Aim: Each entry below should be echoed exactly, with pictures omitted.

Supplied material:
========================================================================

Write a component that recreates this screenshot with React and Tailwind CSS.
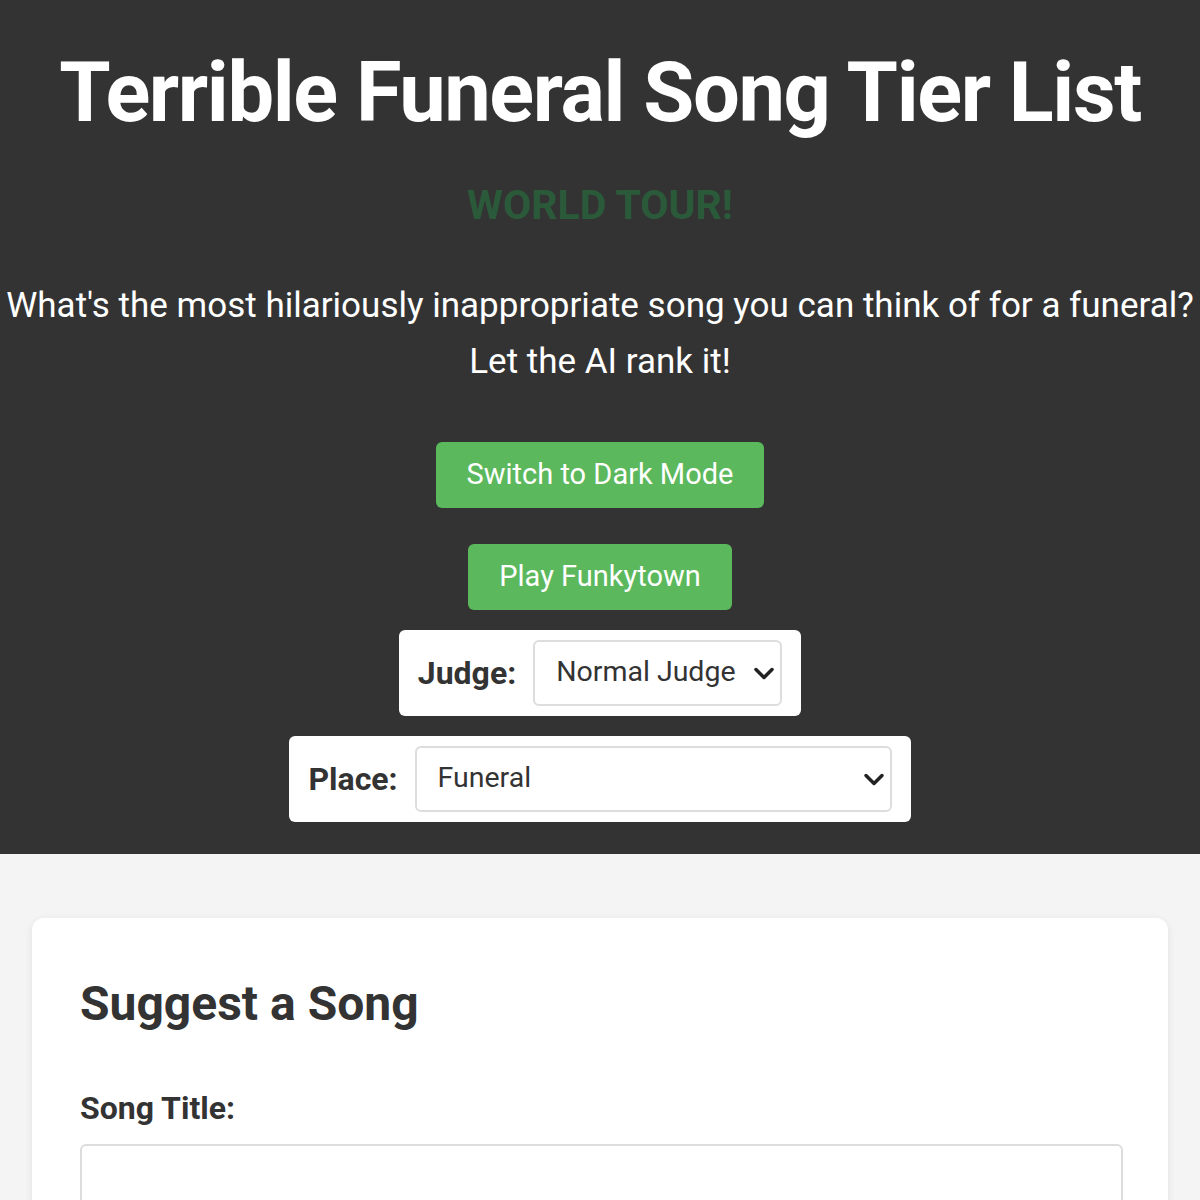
import React, { useState } from 'react';

const Chevron = () => (
  <svg width="24" height="24" viewBox="0 0 24 24" fill="none" stroke="#222" strokeWidth="3.5" strokeLinecap="round" strokeLinejoin="round">
    <path d="M4 8.5l8 8 8-8" />
  </svg>
);

const SelectBox = ({ label, value, options, onChange, width }) => (
  <div className="flex items-center gap-[17px] bg-white rounded-md px-[19px] py-[10px]">
    <label className="text-[32px] font-bold text-[#333]">{label}</label>
    <div className={`relative ${width}`}>
      <select
        value={value}
        onChange={(e) => onChange(e.target.value)}
        className="w-full h-[66px] appearance-none border-2 border-[#ddd] rounded-md bg-white pl-[21px] pr-[36px] text-[28.5px] text-[#333]"
      >
        {options.map((o) => (
          <option key={o}>{o}</option>
        ))}
      </select>
      <span className="absolute right-[6px] top-1/2 -translate-y-1/2 pointer-events-none flex">
        <Chevron />
      </span>
    </div>
  </div>
);

export default function App() {
  const [judge, setJudge] = useState('Normal Judge');
  const [place, setPlace] = useState('Funeral');
  const [title, setTitle] = useState('');

  return (
    <div className="min-h-screen bg-[#f4f4f4] font-['Roboto',sans-serif] text-[#333]">
      <header className="bg-[#333] text-white flex flex-col items-center pt-[43px] pb-[32px]">
        <h1 className="text-[83px] font-bold leading-[1.2] tracking-[-1.4px]">Terrible Funeral Song Tier List</h1>
        <div className="mt-[42px] text-[41px] font-bold text-[#2a5a3a] leading-none">WORLD TOUR!</div>
        <p className="mt-[52px] text-[35px] leading-[56px] text-center whitespace-nowrap">
          What's the most hilariously inappropriate song you can think of for a funeral?
          <br />
          Let the AI rank it!
        </p>
        <button className="mt-[52px] w-[328px] h-[66px] bg-[#5cb85c] rounded-md text-[29px] text-white">
          Switch to Dark Mode
        </button>
        <button className="mt-[36px] w-[264px] h-[66px] bg-[#5cb85c] rounded-md text-[29px] text-white">
          Play Funkytown
        </button>
        <div className="mt-[20px]">
          <SelectBox label="Judge:" value={judge} onChange={setJudge} width="w-[249px]" options={['Normal Judge', 'Harsh Judge', 'Nice Judge']} />
        </div>
        <div className="mt-[20px]">
          <SelectBox label="Place:" value={place} onChange={setPlace} width="w-[477px]" options={['Funeral', 'Wedding', 'Birthday']} />
        </div>
      </header>

      <main className="px-[32px] pt-[64px]">
        <section className="bg-white rounded-xl shadow-[0_2px_8px_rgba(0,0,0,0.08)] pl-[48px] pr-[45px] pt-[56px] pb-[40px]">
          <h2 className="text-[48px] font-bold leading-tight">Suggest a Song</h2>
          <label className="block mt-[50px] text-[32px] font-bold">Song Title:</label>
          <input
            value={title}
            onChange={(e) => setTitle(e.target.value)}
            className="mt-[12px] w-full h-[66px] border-2 border-[#ddd] rounded-md px-[20px] text-[28px]"
          />
        </section>
      </main>
    </div>
  );
}
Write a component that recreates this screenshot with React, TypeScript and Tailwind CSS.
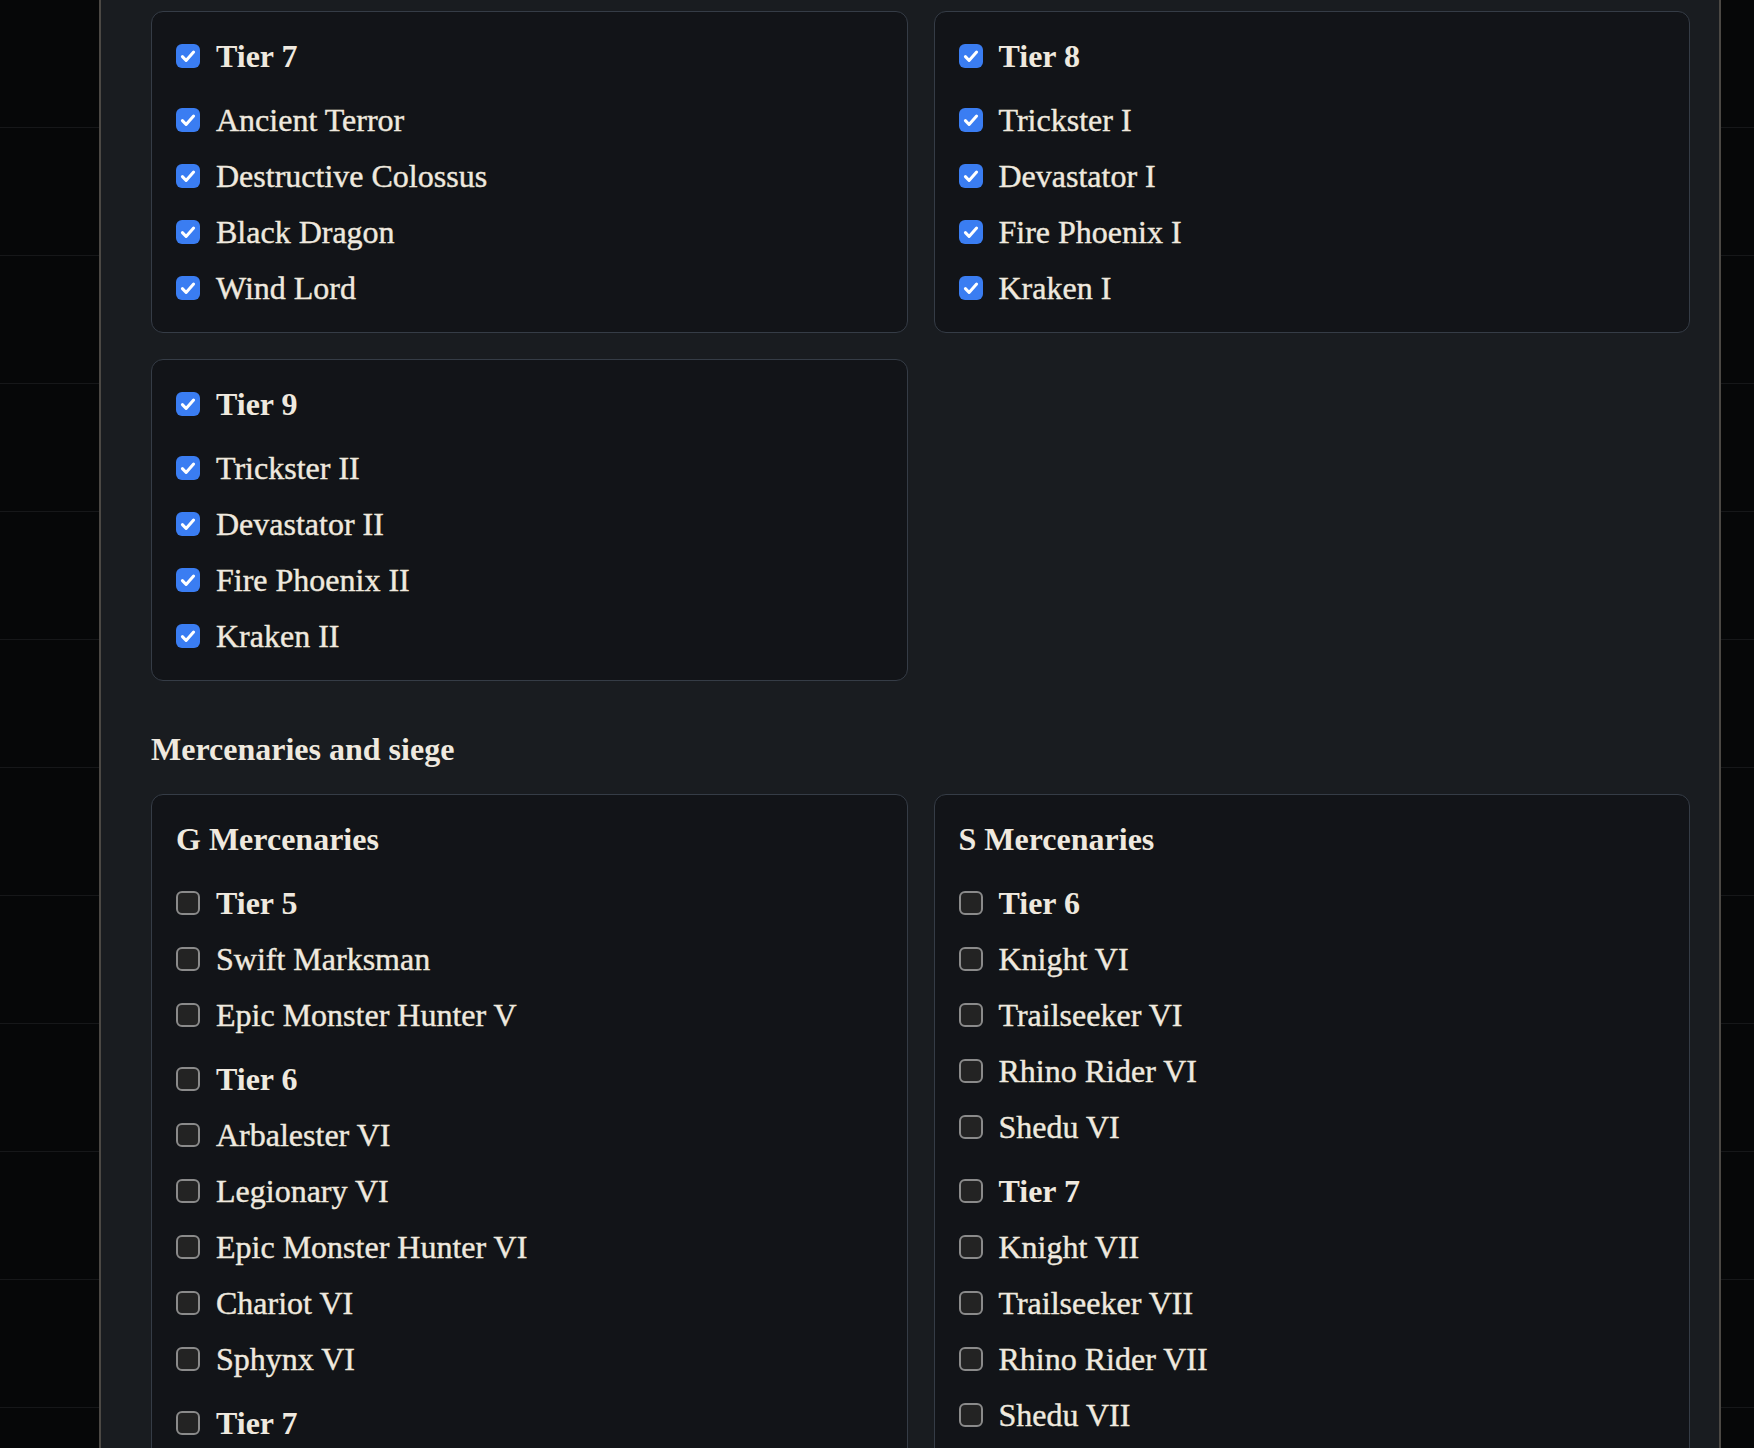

========================================================================

Written reply:
Write a component that recreates this screenshot with React and Tailwind CSS.
import React, { useState } from 'react';

const Chevron = () => (
  <svg width="24" height="24" viewBox="0 0 24 24" fill="none" stroke="#222" strokeWidth="3.5" strokeLinecap="round" strokeLinejoin="round">
    <path d="M4 8.5l8 8 8-8" />
  </svg>
);

const SelectBox = ({ label, value, options, onChange, width }) => (
  <div className="flex items-center gap-[17px] bg-white rounded-md px-[19px] py-[10px]">
    <label className="text-[32px] font-bold text-[#333]">{label}</label>
    <div className={`relative ${width}`}>
      <select
        value={value}
        onChange={(e) => onChange(e.target.value)}
        className="w-full h-[66px] appearance-none border-2 border-[#ddd] rounded-md bg-white pl-[21px] pr-[36px] text-[28.5px] text-[#333]"
      >
        {options.map((o) => (
          <option key={o}>{o}</option>
        ))}
      </select>
      <span className="absolute right-[6px] top-1/2 -translate-y-1/2 pointer-events-none flex">
        <Chevron />
      </span>
    </div>
  </div>
);

export default function App() {
  const [judge, setJudge] = useState('Normal Judge');
  const [place, setPlace] = useState('Funeral');
  const [title, setTitle] = useState('');

  return (
    <div className="min-h-screen bg-[#f4f4f4] font-['Roboto',sans-serif] text-[#333]">
      <header className="bg-[#333] text-white flex flex-col items-center pt-[43px] pb-[32px]">
        <h1 className="text-[83px] font-bold leading-[1.2] tracking-[-1.4px]">Terrible Funeral Song Tier List</h1>
        <div className="mt-[42px] text-[41px] font-bold text-[#2a5a3a] leading-none">WORLD TOUR!</div>
        <p className="mt-[52px] text-[35px] leading-[56px] text-center whitespace-nowrap">
          What's the most hilariously inappropriate song you can think of for a funeral?
          <br />
          Let the AI rank it!
        </p>
        <button className="mt-[52px] w-[328px] h-[66px] bg-[#5cb85c] rounded-md text-[29px] text-white">
          Switch to Dark Mode
        </button>
        <button className="mt-[36px] w-[264px] h-[66px] bg-[#5cb85c] rounded-md text-[29px] text-white">
          Play Funkytown
        </button>
        <div className="mt-[20px]">
          <SelectBox label="Judge:" value={judge} onChange={setJudge} width="w-[249px]" options={['Normal Judge', 'Harsh Judge', 'Nice Judge']} />
        </div>
        <div className="mt-[20px]">
          <SelectBox label="Place:" value={place} onChange={setPlace} width="w-[477px]" options={['Funeral', 'Wedding', 'Birthday']} />
        </div>
      </header>

      <main className="px-[32px] pt-[64px]">
        <section className="bg-white rounded-xl shadow-[0_2px_8px_rgba(0,0,0,0.08)] pl-[48px] pr-[45px] pt-[56px] pb-[40px]">
          <h2 className="text-[48px] font-bold leading-tight">Suggest a Song</h2>
          <label className="block mt-[50px] text-[32px] font-bold">Song Title:</label>
          <input
            value={title}
            onChange={(e) => setTitle(e.target.value)}
            className="mt-[12px] w-full h-[66px] border-2 border-[#ddd] rounded-md px-[20px] text-[28px]"
          />
        </section>
      </main>
    </div>
  );
}
Write a component that recreates this screenshot with React, TypeScript and Tailwind CSS.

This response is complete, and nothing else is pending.